Xtansia commented Feb 1, 2023

Thanks for putting together that more complete PoC for OpenAPI @reta! It has been really helpful.

I wanted to distil a summary of where we're currently at with regard to the pros & cons etc. I've tried to be even-handed, but it's possible I've missed some points, so do let me know if you've got anything to add or correct and I'll make sure to update it.

Explored Approaches / Proof of Concepts

Smithy Build Plugin

PoC PR: #318

Pros

  • Smithy model is slightly more friendly towards the operation-centric nature of the Java client.
  • More flexibility in manipulating model & output using code.
  • Ability to generate completely identical code to existing client.

Cons

  • Smithy is not widely adopted or popular.
  • Requires writing & navigating code to understand & modify output.
  • Only usable as long as specs are written in Smithy.

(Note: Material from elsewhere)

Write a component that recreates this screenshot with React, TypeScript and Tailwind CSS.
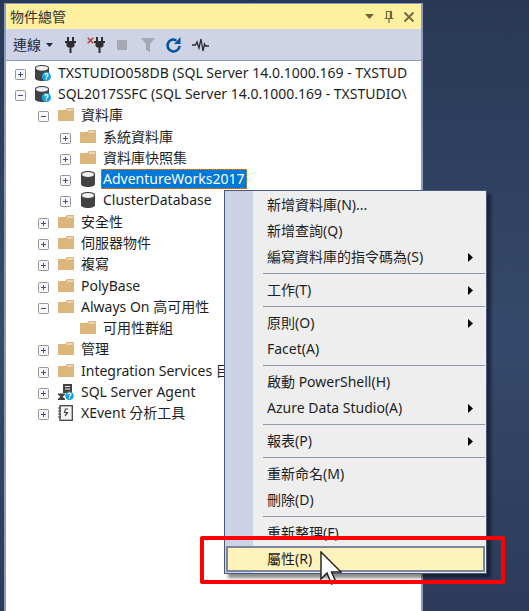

Off-the-shelf OpenAPI Generator With Customised Templates

PoC PR: #336

Pros

  • OpenAPI is the de facto standard for API schema definitions.
  • Clearer mapping from generator to output, as no code, just Mustache templates.
  • Usable regardless of if specs are written in Smithy or OpenAPI directly as Smithy is convertible to OpenAPI.

Cons

  • The model as exposed to the templates heavily separates the operation from the models. There's some ability to work around this in the OpenAPI spec and has been done for query parameters in the PoC, however it's not yet clear if it's possible to do this reconciling body schema and endpoint as well.
  • Mustache templates are (mostly) logic-less, reducing ability to manipulate model & output. Can be worked around if you extend/modify generator on code side.
  • Appears currently only possible to get close to existing client code but not identical, without modifying actual generator. This may be OK for new client code, but of concern for replacing existing code.

Other Potential Approaches

The following approaches may be worth exploring to bridge the gap between the two current PoCs:

Modify Smithy Build Plugin To Utilise Templates

Provides only slight differentiation from current Smithy Build Plugin approach, in that it would allow for making some of the code generation more human friendly, but at the cost of having to integrate templating and mapping a cleaner model to pass into Mustache.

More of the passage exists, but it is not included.